Ольга Модестовна впереди, Панов несколько сзади прошли гостиную и подошли к дверям кабинета. Панов мягко положил свою ладонь на ручку двери, забрал ее в кулак, но перед тем, как нажать на нее, три раза согнутым указательным пальцем другой руки стукнул в дверь.
— Аминь, — раздался из-за дверей насмешливый голос Звездочетова, напрягшего все свои силы, чтобы голос этот звучал полнее, убедительнее и нормальнее.
— Аминь, но дверь, коллега, заперта. Однако, вы не откажете открыть ее?…
— Однако и увы, я принужден вам отказать в этом.
— Профессор, это странно…
— Больше того — это дико. Но это мое решение.
— И вы не измените ему?
— Я, коллега, не для того выбираю то или иное решение, чтобы сейчас же и изменять ему. Но вы не обижайтесь. В вашем голосе я уловил обиду. Я просто-напросто так внешне плох и худ, что позволяю себе не скрывать этого только из-за дверей.

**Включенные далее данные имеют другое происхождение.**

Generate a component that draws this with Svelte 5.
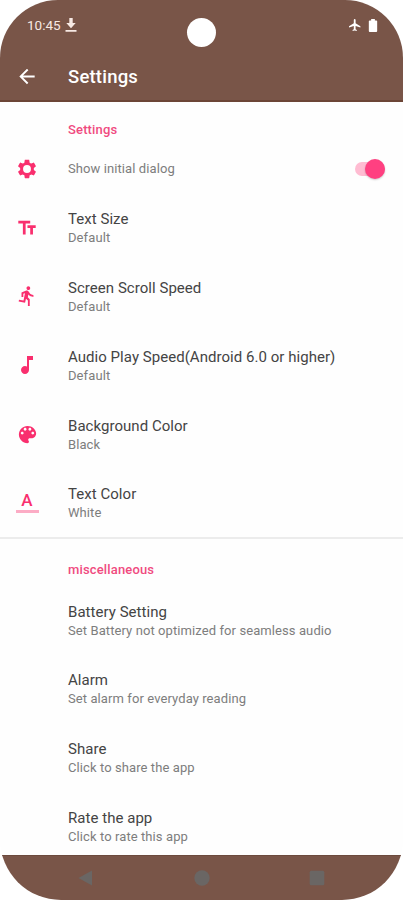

— Но я то и пришел для того, чтобы полечить вас….
— Весьма признателен, но сознайтесь, дорогой друг, что аксессуар вашего лечения не очень-то разнообразен. Право же, я им владею в той же степени. Acidum arsenicosum, Ferrum glycerophosphoricum[13] и — черного мяса ни-ни-ни. Яйца, масло, молоко!
— Странно выслушивать от врача подобные вещи!
— Странного гораздо больше в жизни, мой милый, чем вы предполагаете даже… О странностях говорить не будем. Идите пить чай с Ольгой Модестовной и, если хотите действительно сослужить мне услугу, то, прошу вас, уверьте вы бедную женщину, что ни бубонной чумой, ни проказой я не болен и холодное дно могилы так же далеко от моей ноги, как от головы моей горячий полог неба. Простое переутомление, которое уже проходит, а вскоре и совсем пройдет, — несколько иронически закончил Звездочетов, но Панов этой иронии в его голосе не уловил.
— Хорошо. Но вы мне даете слово действительно начать поправляться и ничем научным не заниматься?
— Ого! Ультимативные угрозы? Как скоро вы готовы укусить локоть той неосторожной руки, что доверчиво положила вам палец в рот! Впрочем, успокойтесь! Если пичканье себя мышьяком и железом вы не сочтете за научные занятия, то даю вам слово таковыми не заниматься.
— Тогда на сегодня я отойду от ваших дверей, не пытаясь их взломать. Однако, не могу не сказать, что не ожидал быть не удостоенным чести переступить порог вашего кабинета.
— Опять обида! Одно из двух: если я здоров — вам нечего делать у меня как врачу, если я болен, — на больных не обижаются. Однако, желая изгладить из вашей памяти всякое неприятное воспоминание о себе, я напоследочек приготовил вам сюрприз: отверните ковер у моих дверей. Под ковром лежит тетрадь. Это рукопись. Результаты моих последних открытий. Прочтите, а главное, разберитесь в ней. Когда окончите, можете вновь явиться ко мне и даю вам слово, что будете впущены. А так как чтение предлагаемой тетради займет у вас день, вникание в нее другой, то льщу себя надеждой, памятуя, что сегодня воскресенье, видеть вас у себя во вторник вечером. А теперь good bye и не мешайте мне спать.
Панов передернул плечами, с недоверчивым видом отвернул край ковра и извлек оттуда тоненькую синюю тетрадь.
— Странно все это, однако, — шепотом сказал он Ольге Модестовне, вместе с нею отходя от запертых дверей кабинета и, пряча па ходу в боковой карман своего сюртука тетрадь, проследовал за нею в столовую.
— Ну, а по голосу вы ничего не можете сказать? — таким же шепотом спросила Ольга Модестовна.